By settling Aegis, McKenna, and Smulevitz are not denying or admitting to the allegations. They have, however, consented to an entry of FINRA’s findings.
Smulevitz has consented to a 30-day principal suspension and a $5,000 fine. McKenna has agreed to a 60-day suspension and a $10,000 fine.
Also, in a separate proceeding, Aegis CEO and President Robert Eide, received a 15-day suspension and was fined $15,000 for not disclosing over 640,000 in liens that were outstanding.
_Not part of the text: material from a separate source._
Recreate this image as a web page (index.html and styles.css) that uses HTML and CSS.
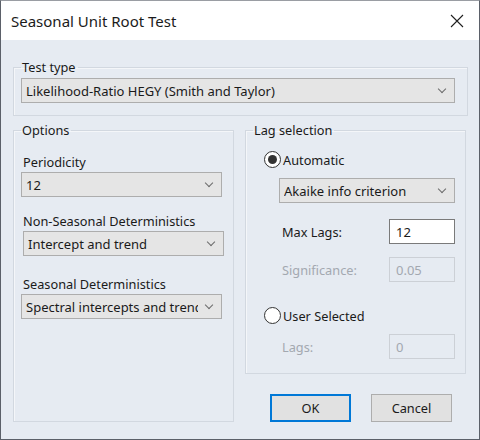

The FINRA fine against Aegis comes just days after the SEC resolved charges with three former Oppenheimer & Co. (OPY) employees for purportedly selling billions of shares of penny stocks for a customer. The sales were unregistered and related to an action brought earlier by the Commission and the U.S. Treasury Department’s Financial Crimes Enforcement Network against the broker-dealer. Oppenheimer paid $20 million to them to resolve the case and admitted wrongdoing. The firm was accused of failing to report misconduct by one client and its customers, not dealing with red flags, letting unregistered sales go through, and other lapses and violations.